Dua orang PN Bacth I Mentawai, Vidia dan Resti, menjemput kami di pintu kedatangan bandara Minangkabau. Sebagai pendahulu yang sudah merasakan hidup satu tahun di Ranah Minang ini, mereka berbagi banyak selama perjalanan kami dari bandara menuju penginapan. Bercerita dari sinyal yang limited edition di Kep. Mentawai, sampai makanan yang akan sering kita temui di Mentawai nanti. Dua mobil APV mengantarkan kami beserta barang-barang ke sebuah rumah mungil, kos-kosan teman mereka. Segera berganti baju, lebih tepatnya kostum, kami langsung tancap gas dengan satu mobil tersisa menuju Dinas Kesehatan Provinsi Sumatra Barat. Setelah menunggu sekitar 30 menit, kami dipertemukan dengan 3 personil Dinkes Prov Sumbar. Perkenalan dilanjutkan makan soto Padang sebagai sajian Dinkes untuk kami, yang ternyata sajian yang sama untuk PN Batch I, setahun silam.
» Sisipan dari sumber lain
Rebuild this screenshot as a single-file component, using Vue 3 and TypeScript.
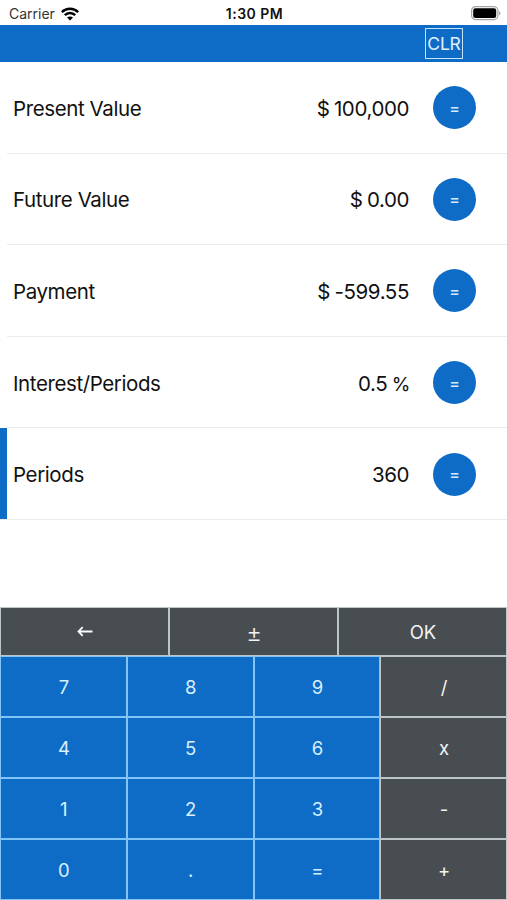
<script setup lang="ts">
interface Field {
  label: string
  prefix?: string
  value: string
  suffix?: string
  active?: boolean
}

interface Key {
  text: string
  tone: 'blue' | 'slate'
}

const fields: Field[] = [
  { label: 'Present Value', prefix: '$', value: '100,000' },
  { label: 'Future Value', prefix: '$', value: '0.00' },
  { label: 'Payment', prefix: '$', value: '-599.55' },
  { label: 'Interest/Periods', value: '0.5', suffix: '%' },
  { label: 'Periods', value: '360', active: true },
]

const rows = ['789/', '456x', '123-', '0.=+']
const keys: Key[] = rows.flatMap((row) =>
  [...row].map((text, i): Key => ({ text, tone: i === 3 ? 'slate' : 'blue' })),
)
</script>

<template>
  <div class="screen">
    <header class="status">
      <div class="carrier">
        <span>Carrier</span>
        <svg class="wifi" viewBox="0 0 18 14" width="18" height="14">
          <g fill="none" stroke="#000" stroke-width="2.5">
            <path d="M0.8 5.1C5.4 0.6 12.6 0.6 17.2 5.1" />
            <path d="M3.8 8.2C6.8 5.3 11.2 5.3 14.2 8.2" />
          </g>
          <path d="M9 13.6L6 10.6C7.7 9 10.3 9 12 10.6Z" />
        </svg>
      </div>
      <span class="time">1:30 PM</span>
      <svg class="battery" viewBox="0 0 30 15" width="30" height="15">
        <rect x="0.6" y="0.6" width="26.3" height="13" rx="4" fill="#fff" stroke="#a5a5a5" stroke-width="1.2" />
        <rect x="2.2" y="2.2" width="23" height="9.8" rx="2.2" />
        <path d="M28 5v4.4c2-.8 2-3.6 0-4.4z" fill="#a5a5a5" />
      </svg>
    </header>

    <nav class="toolbar">
      <button class="clear">CLR</button>
    </nav>

    <main class="fields">
      <section v-for="field in fields" :key="field.label" class="field" :class="{ active: field.active }">
        <span class="label">{{ field.label }}</span>
        <span class="amount">
          <span v-if="field.prefix">{{ field.prefix }}</span>
          <span>{{ field.value }}</span>
          <span v-if="field.suffix" class="suffix">{{ field.suffix }}</span>
        </span>
        <button class="solve">=</button>
      </section>
    </main>

    <div class="keypad">
      <div class="actions">
        <button class="key slate">
          <svg viewBox="0 0 16 12" width="16" height="12">
            <path d="M15.5 5.5H1.5M5.7 1.1L1.5 5.5L5.7 9.9" fill="none" stroke="#fff" stroke-width="1.8" />
          </svg>
        </button>
        <button class="key slate sign">±</button>
        <button class="key slate">OK</button>
      </div>
      <div class="digits">
        <button v-for="key in keys" :key="key.text" class="key" :class="key.tone">{{ key.text }}</button>
      </div>
    </div>
  </div>
</template>

<style>
body {
  margin: 0;
  background: #fff;
}
</style>

<style scoped>
.screen {
  display: flex;
  flex-direction: column;
  width: 507px;
  height: 900px;
  overflow: hidden;
  background: #fff;
  color: #111;
  font-family: Inter, sans-serif;
}

button {
  margin: 0;
  padding: 0;
  border: 0;
  font: inherit;
  color: #fff;
}

.status {
  display: grid;
  grid-template-columns: 1fr auto 1fr;
  align-items: center;
  box-sizing: border-box;
  height: 25px;
  padding: 2px 6px 0 9px;
  font-size: 14px;
}

.carrier {
  display: flex;
  align-items: center;
  gap: 6px;
  color: #333;
}

.time {
  margin-right: 1px;
  font-weight: 600;
  letter-spacing: 0.5px;
}

.battery {
  justify-self: end;
}

.toolbar {
  display: flex;
  justify-content: flex-end;
  box-sizing: border-box;
  height: 37px;
  padding: 3px 44px 3px 0;
  background: #0f6cc6;
}

.clear {
  box-sizing: border-box;
  width: 38px;
  border: 1.5px solid #c5e4fb;
  background: none;
  color: #e0f2ff;
  font-size: 17.5px;
  letter-spacing: -0.2px;
}

.fields {
  display: grid;
  grid-template-rows: repeat(5, 91.6px);
  height: 545px;
}

.field {
  display: flex;
  align-items: center;
  box-sizing: border-box;
  margin-left: 7px;
  padding: 1px 31px 0 6px;
  border-bottom: 1px solid #ececec;
  font-size: 20.5px;
  letter-spacing: -0.4px;
}

.field.active {
  margin-left: 0;
  box-shadow: inset 7px 0 #0f6cc6;
  padding-left: 13px;
}

.label,
.amount {
  padding-top: 1px;
}

.label {
  flex: 1;
}

.amount {
  display: flex;
  align-items: baseline;
  gap: 4.5px;
  margin-right: 24px;
}

.suffix {
  margin-right: -1px;
  font-size: 19px;
}

.solve {
  width: 43px;
  height: 43px;
  border-radius: 50%;
  background: #0f6cc6;
  color: #d4ecff;
  font-size: 16px;
  font-weight: 500;
  letter-spacing: 0;
}

.keypad {
  display: flex;
  flex-direction: column;
  height: 293px;
}

.actions {
  display: grid;
  grid-template-columns: repeat(3, 1fr);
  height: 49px;
}

.digits {
  display: grid;
  grid-template-columns: repeat(4, 1fr);
  grid-template-rows: repeat(4, 61px);
}

.key {
  display: flex;
  align-items: center;
  justify-content: center;
  padding-left: 1px;
  border: 1px solid;
  font-size: 18.5px;
}

.blue {
  background: #0f6cc6;
  border-color: #82c3f8;
  color: #d8f0ff;
}

.slate {
  background: #474d51;
  border-color: #bec5c9;
  color: #f4f4f4;
}

.sign {
  padding-top: 3px;
  font-size: 24px;
  font-weight: 300;
}
</style>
Sambil menunggu kapal yang menuju bumi Sikerei, Kecamatan Sikakap, Kab. Kep. Mentawai, kami habiskan untuk membeli kebutuhan tim dan melakukan perjalanan observasi budaya disekitar kota Padang. Dag dig dug . Kami yakin akan ada sejuta cerita untuk setahun ke depan. Indah tidaknya cerita itu, kami pula yang menentukan.
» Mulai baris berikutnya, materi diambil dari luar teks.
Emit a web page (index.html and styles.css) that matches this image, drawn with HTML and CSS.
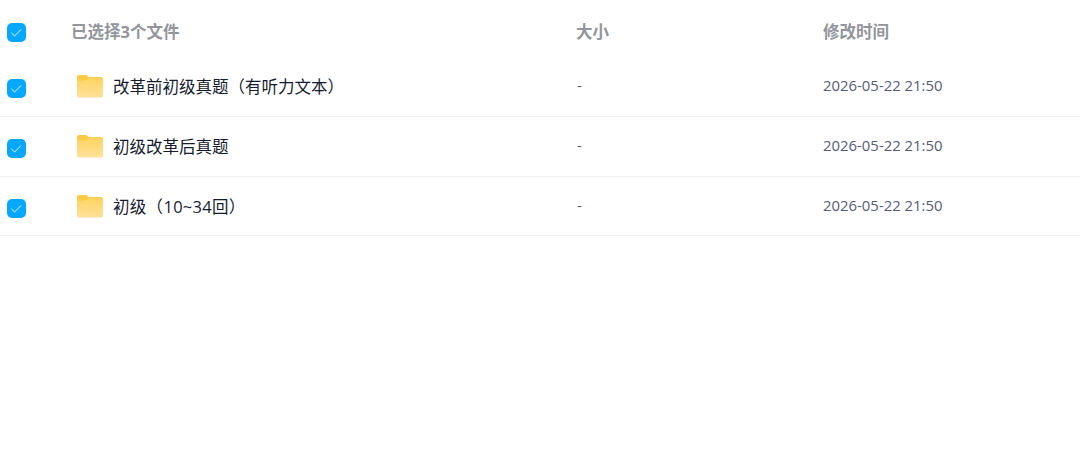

Rabu, 9 Oktober 2013. Kaki ini benar-benar menginjakkan di tapaknya di bumi Sikerei, saat itu pula alam mempertegas bahwa mulai hari ini dan setahun ke depan, aku akan hidup dengan ala mini, dengan orang-orang ini, dengan kehidupan disini. Keramaian setiap hari Rabu, hiruk pikuk Puskesmas setiap hari kerja, masak dan urusan rumah tangga lain, juga kehidupan satu atap dengan keluarga baru. Mulai sore ini dan seterusnya, akan terbiasa dengan cuaca hujan di malam hari, dengan lolongan anjing dan jangkrik saat matahari mulai terbenam. Terbiasa pula dengan sinyal yang terputus, serta berbagai kehidupan lain. Mulai hari ini, cerita baru akan dimulai Mulai hari ini, kehidupan baru akan tertulis. Indah tidaknya, kami pula yang menentukan. Bismillah… tawakkalna ‘alallah.
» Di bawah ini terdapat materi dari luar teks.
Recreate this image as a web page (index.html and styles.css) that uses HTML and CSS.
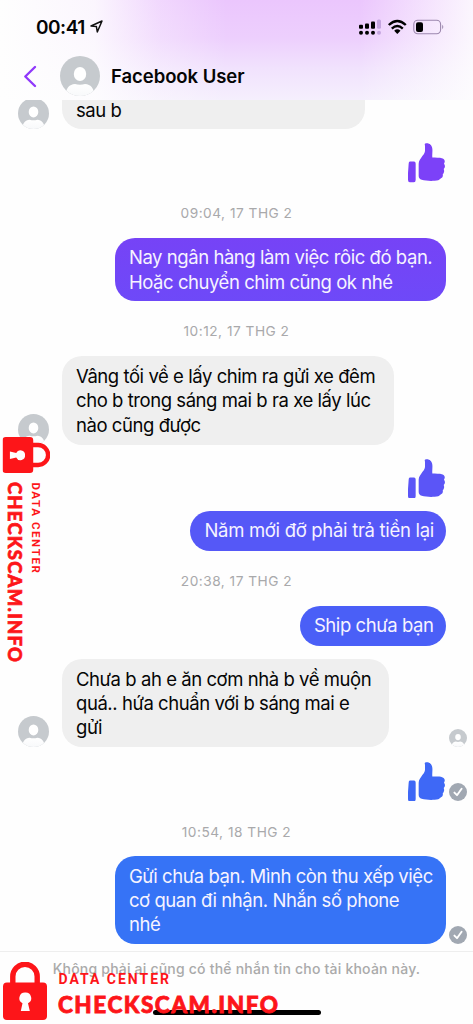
FILE: index.html
```html
<!DOCTYPE html>
<html lang="vi">
<head>
<meta charset="utf-8">
<title>Facebook User</title>
<link rel="stylesheet" href="styles.css">
</head>
<body>
<svg class="defs" width="0" height="0">
  <defs>
    <linearGradient id="body" x1="0" y1="0" x2="0" y2="1"><stop offset="0" stop-color="#fff"/><stop offset="1" stop-color="#f7f8fa"/></linearGradient>
    <clipPath id="disc"><circle cx="20" cy="20" r="20"/></clipPath>
  </defs>
  <symbol id="avatar" viewBox="0 0 40 40">
    <g clip-path="url(#disc)"><rect width="40" height="40" fill="#c6cace"/><ellipse cx="20" cy="18" rx="6.2" ry="7" fill="#fff"/><path d="M5 41C6 32 9 28.5 15 28C18 29 22 29 25 28C31 28.5 34 32 35 41Z" fill="url(#body)"/></g>
  </symbol>
  <symbol id="thumb" viewBox="0 0 111 118">
    <path d="M6 55H18Q23 55 23 61V111Q23 118 17 118H6Q0 118 0 111V90L2 62Q2 55 6 55Z"/>
    <path d="M52 1C62-2 72 5 73 17C74 27 72 35 73 43C82 44 94 42 104 46C109 48 111 52 110 57Q109 61 108 62C112 67 112 73 107 78C110 84 108 90 104 94C106 100 103 105 97 107C94 111 89 113 80 113C66 114 52 113 41 110C35 108 32 105 32 98V62C32 53 38 47 43 39C48 32 51 29 51 22V8Q49 2 52 1Z"/>
  </symbol>
  <symbol id="check" viewBox="0 0 18 18"><circle cx="9" cy="9" r="9" fill="#a1a8b2"/><path d="M5.4 9.6L8 12.2L12.6 5.8" fill="none" stroke="#fff" stroke-width="1.9" stroke-linecap="round" stroke-linejoin="round"/></symbol>
  <symbol id="lock" viewBox="0 0 44 58">
    <path d="M9.8 24V14.5A12.2 12.2 0 0 1 34.2 14.5V24" fill="none" stroke="#fd1519" stroke-width="5.4"/>
    <path fill-rule="evenodd" fill="#fd1519" d="M4 20.5H40Q44 20.5 44 24.5V54Q44 58 40 58H4Q0 58 0 54V24.5Q0 20.5 4 20.5ZM22 30.5A5.7 5.7 0 0 0 19.5 41.3L17.8 49H26.8L25 41.3A5.7 5.7 0 0 0 22 30.5Z"/>
  </symbol>
</svg>
<div class="screen">
  <header class="header">
    <div class="status">
      <span class="clock">00:41</span>
      <svg class="location" width="13" height="13" viewBox="0 0 13 13"><path d="M1 6L12 1L7.3 12L6.4 6.6Z" fill="none" stroke="#111" stroke-width="1.5" stroke-linejoin="round"/></svg>
      <svg class="system" width="86" height="17" viewBox="0 0 86 17">
        <rect x="0" y="5.7" width="4" height="4" rx="1"/><rect x="6" y="4.5" width="4" height="5.2" rx="1"/><rect x="12" y="2.5" width="4" height="7.2" rx="1"/><rect x="18" y=".5" width="4" height="9.2" rx="1.5" fill="#c4a5df"/>
        <circle cx="2" cy="13.7" r="2"/><circle cx="8" cy="13.7" r="2"/><circle cx="14" cy="13.7" r="2"/><circle cx="20" cy="13.7" r="2" fill="#c4a5df"/>
        <path d="M29.8 6Q38.3-2 46.8 6M32.8 9.6Q38.3 4.6 43.8 9.6" fill="none" stroke="#000" stroke-width="2.4"/><path d="M35.2 11.7Q38.3 9 41.5 11.7L38.3 15Z"/>
        <rect x="54.8" y="1.3" width="26.8" height="13.5" rx="4" fill="none" stroke="#9c87ae" stroke-width="1.1"/><rect x="57" y="3.3" width="7" height="9.6" rx="2"/><path d="M83.2 5.8Q85.4 8 83.2 10.2Z" fill="#9c87ae"/>
      </svg>
    </div>
    <div class="title">
      <svg class="back" width="14" height="23" viewBox="0 0 14 23"><path d="M12 2L2.3 11.5L12 21" fill="none" stroke="#9039fb" stroke-width="2.4" stroke-linecap="round" stroke-linejoin="round"/></svg>
      <svg class="avatar-lg"><use href="#avatar"/></svg>
      <h1>Facebook User</h1>
    </div>
  </header>
  <main class="chat">
    <div class="row in first"><svg class="avatar"><use href="#avatar"/></svg><div class="bubble w303"><p>sau b</p></div></div>
    <div class="row out like"><svg class="thumb c1"><use href="#thumb"/></svg></div>
    <time>09:04, 17 THG 2</time>
    <div class="row out"><div class="bubble b1 w331"><p>Nay ngân hàng làm việc rôic đó bạn.</p><p>Hoặc chuyển chim cũng ok nhé</p></div></div>
    <time>10:12, 17 THG 2</time>
    <div class="row in"><svg class="avatar"><use href="#avatar"/></svg><div class="bubble w331"><p>Vâng tối về e lấy chim ra gửi xe đêm</p><p>cho b trong sáng mai b ra xe lấy lúc</p><p>nào cũng được</p></div></div>
    <div class="row out like"><svg class="thumb c2"><use href="#thumb"/></svg></div>
    <div class="row out"><div class="bubble b2 w256"><p>Năm mới đỡ phải trả tiền lại</p></div></div>
    <time>20:38, 17 THG 2</time>
    <div class="row out"><div class="bubble b3 w146"><p>Ship chưa bạn</p></div></div>
    <div class="row in next"><svg class="avatar"><use href="#avatar"/></svg><div class="bubble w326"><p>Chưa b ah e ăn cơm nhà b về muộn</p><p>quá.. hứa chuẩn với b sáng mai e</p><p>gửi</p></div><svg class="receipt"><use href="#avatar"/></svg></div>
    <div class="row out like"><svg class="thumb c3"><use href="#thumb"/></svg><svg class="receipt low"><use href="#check"/></svg></div>
    <time>10:54, 18 THG 2</time>
    <div class="row out"><div class="bubble b4 w331"><p>Gửi chưa bạn. Mình còn thu xếp việc</p><p>cơ quan đi nhận. Nhắn số phone</p><p>nhé</p></div><svg class="receipt"><use href="#check"/></svg></div>
  </main>
  <footer class="footer"><p>Không phải ai cũng có thể nhắn tin cho tài khoản này.</p><div class="home"></div></footer>
  <svg class="stamp bottom" viewBox="0 0 276 58">
    <use href="#lock" width="44" height="58"/>
    <text class="stamp-small" x="55.5" y="22.3" textLength="110.5">DATA CENTER</text>
    <text class="stamp-big" x="55" y="51.2" textLength="220">CHECKSCAM.INFO</text>
  </svg>
  <svg class="stamp side" viewBox="0 0 276 58">
    <use href="#lock" width="44" height="58"/>
    <text class="stamp-small" x="55.5" y="22.3" textLength="110.5">DATA CENTER</text>
    <text class="stamp-big" x="55" y="51.2" textLength="220">CHECKSCAM.INFO</text>
  </svg>
</div>
</body>
</html>
```
FILE: styles.css
```css
* { box-sizing: border-box; margin: 0; padding: 0; }
body { background: #fefefe; font-family: Inter, "Noto Sans", sans-serif; color: #050505; }
svg { display: block; flex: none; }
.defs { position: absolute; }
.screen { position: relative; width: 473px; height: 1024px; overflow: hidden; display: flex; flex-direction: column; }
.header {
  height: 100px; flex: none;
  background:
    linear-gradient(90deg, #fefefe 0%, rgba(254,254,254,.85) 20%, rgba(254,254,254,.3) 34%, rgba(254,254,254,0) 48%, rgba(254,254,254,0) 76%, rgba(254,254,254,.85) 100%),
    linear-gradient(180deg, #ebc6fd 0%, #edcffd 38%, #f1e2fd 68%, #f5effd 100%);
}
.status { height: 53px; padding: 18px 28px 0 36px; display: flex; align-items: flex-start; }
.clock { font-size: 19px; line-height: 19px; font-weight: 600; letter-spacing: -.5px; width: 54px; }
.location { margin-top: 2px; }
.system { margin-left: auto; margin-top: 1px; }
.title { display: flex; align-items: center; height: 46px; padding-left: 23px; }
.avatar-lg { width: 40px; height: 40px; margin-left: 23px; }
h1 { font-size: 18.5px; font-weight: 600; letter-spacing: -.05px; margin-left: 11px; white-space: nowrap; }
.chat { flex: none; height: 851px; display: flex; flex-direction: column; overflow: hidden; }
.row { position: relative; display: flex; align-items: flex-end; flex: none; padding: 0 26.6px 0 18px; }
.out { justify-content: flex-end; }
.first { margin-top: -35px; }
.first .bubble { padding-top: 33px; height: 64px; }
.next { margin-top: 13.3px; }
.avatar { width: 31px; height: 31px; margin-right: 13px; }
.bubble { background: #efefef; border-radius: 20px; padding: 7.6px 14px; min-height: 40px; }
.bubble p { font-size: 18.5px; line-height: 24.3px; letter-spacing: -.44px; white-space: nowrap; }
.out .bubble { color: #f6f3ff; }
.w303 { width: 303px; }
.w331 { width: 331.5px; }
.w256 { width: 256px; }
.bubble.w256 p { letter-spacing: -.3px; }
.w146 { width: 146.5px; }
.w326 { width: 326.5px; }
.b1 { background: linear-gradient(#7643f6, #6e49f8); }
.b2 { background: #5558f7; }
.b3 { background: #4a5ff7; }
.b4 { background: #3673f6; }
.like { padding: 14.3px 28.3px 12.5px 0; }
.thumb { width: 37px; height: 39.5px; }
.c1 { fill: #7c41f8; }
.c2 { fill: #5b55f7; }
.c3 { fill: #3e68f6; }
time { height: 55px; line-height: 61px; flex: none; text-align: center; font-size: 13.7px; letter-spacing: .5px; color: #a9a9ab; }
.like + time { height: 42.4px; line-height: 36px; }
.receipt { position: absolute; right: 6.5px; bottom: 0; width: 18px; height: 18px; }
.low { bottom: 13px; }
.footer { border-top: 1px solid #eee; height: 73px; padding-top: 7px; display: flex; flex-direction: column; align-items: center; justify-content: space-between; }
.footer p { font-size: 14px; line-height: 20px; letter-spacing: .21px; color: #aaa; white-space: nowrap; font-weight: 500; }
.home { width: 168px; height: 5.5px; border-radius: 3px; background: #000; margin-bottom: 9px; }
.stamp { position: absolute; width: 276px; height: 58px; transform-origin: 0 0; }
.bottom { left: 3px; top: 962px; }
.side { left: 49.5px; top: 437px; transform: rotate(90deg) scale(.818); }
.stamp-small { font: 700 14px Roboto, sans-serif; fill: #fd1519; }
.stamp-big { font: 900 22.5px Lato, sans-serif; fill: #fd1519; stroke: #fd1519; stroke-width: .8px; }
```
Sabtu, 12 Oktober 2013. Hari ke-3 kaki ini menapak di Bumi Sikerei. Aku menemukan “pulau yang hilang”. Pulau yang tiga hari ini aku dan kawan-kawaku tempati, pulau yang membuatku dan rekan-rekan yang lain harus bersahabat dengan alam. Tampak dari seberang pulau ini, dari Pagai Selatan, pulauku tampak hilang, tertutup hujan lebat, terselimuti kabut temaram. Sebongkah Bumi Sikereiku seperti bersembunyi dari kerumunan kota, menyembunyikan bahwa dibalik kabut tebal itu, ada kehidupan. 
Pemandangan Pagai Utara dari Pagai Selatan.



 
Menanti Hujan Reda dari Tepi Pagai Selatan.
 
Bersama tiga temanku, aku menyusuri jalanan panjang. Setidaknya bagiku seperti jalan tak berujung, jalan yang membawa kami ke bongkahan lain Bumi Sekerei, kehidupan lain yang tertutup oleh jalanan panjang, becek karena hujan, berlubang, jalanan panjang yang membuat kami beberapa kali terpeleset, beberapa kali terperosok, beberapa kali aku memejamkan mata, dan sesekali bagiku menahan napas, berpikir perlu keseimbangan untuk tidak terjatuh dari boncengan oto (sebutan bagi sepeda motor). Melewati jalan itu, mungkin tepat utuk berdecak “kagum”, bahwa ternyata jalan ini berujung sebuah kehidupan, kehidupan masyarakat Mentawai. Rumah-rumah kayu berkolong, meski hanya sepetak, meski air mereka “sekedar” tampungan air hujan, dengan bahan makanan seadanya, pun sarana kesehatan seadanya, tapi ada bahagia disana. Mungkin. Mereka… mungkin ibarat kupu-kupu bersayap kuat usai terbebas dari kulit kepompongnya, Kuat karena ia berjuang dengan kekuatannya. Tidak dengan kupu-kupu yang keluar dengan bantuan untuk terbebas dari kepompong. Ya.. toh mereka sanggup hidup bertahun-tahun di dusun Rara Joja itu, dengan berladang, dengan air seadanya, dengan akses seadanya. Meski bagiku, terpikir bagaimana gizi para anak-anak, bagaimana pendidikan para calon generasi penerus bangsa, bagaimana ekonomi untuk menghidupi para anak-anak Indonesia. Mengenalkah mereka dengan teknologi, mengenalkah mereka dengan makanan sehat, mengenalkah mereka dengan sisi lain dari Negara mereka?
Pinatektek, Bakat Monga, Bukku Monga, RaraJoja, Malakopak, dan desa-desa lain akan menjadi pijakan selanjutnya bagiku setahun ke depan. Tak banyak yang ingin aku perbuat kecuali sesuatu untuk mereka, mengenalkan Indonesia, membentuk generasi Indonesia yang sehat untuk Indonesia yang lebih tangguh, tentu tanpa melenyapkan identitas mereka di Bumi Sikerei ini.